There should be no problem with letting people consume as much as they want. As Marx pointed out in Value Price and Profit, workers suffer not because of lack of soup in the bowl(total of national production) from which they eat, but from the narrowness of the spoons with which they fetch that soup (in other words, their wages). At least there should be no problem from a production point of view. There may indeed be problems from an environmental point of view. That is an important question, but it is a different question.
This Socialist Industrial Union program also makes it possible to immediately abolish the state if the socialist industrial unions are in existence at the hour of political victory. The question then becomes, how do we build socialist industrial unions? And of course, that is not easily answered, although I do have some ideas relevant to that as well.
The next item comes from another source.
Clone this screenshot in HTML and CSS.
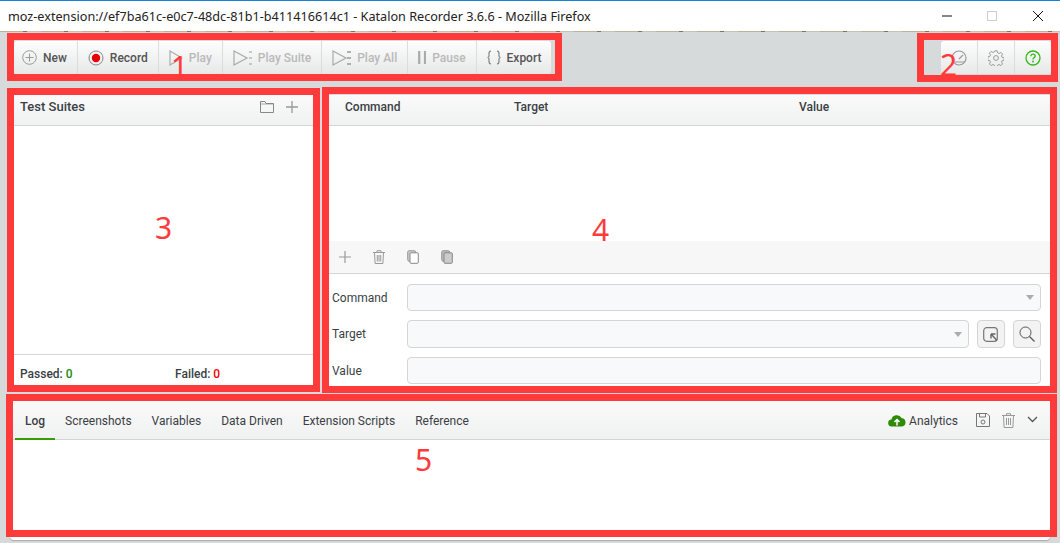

Try as I might, I can’t think of any approach to post-capitalist rule that would be very different from socialist industrial union administration, and still put the working class in the drivers seat. This is a far cry from Ben’s take-over in stages which would leave workers in the situation of having to work for wages, and therefore continue to be exploited for a long period of time before the emergence of a gift economy. Exploitation breeds resentment.
It also rejects the idea that competition is necessary to develop the most efficient products. Competition means waste, and we can develop high quality products efficiently without competition, but rather through cooperation. It is in our best interests to produce what we need and want in the least amount of time possible, so we can spend the rest of our time enjoying our leisure. Methods of production are obsolete when new methods appear that can do the job faster, and even though we will want to continually upgrade production facilities, there will be less rush than there was under capitalism. But these will basically become engineering problems that have mathematical solutions.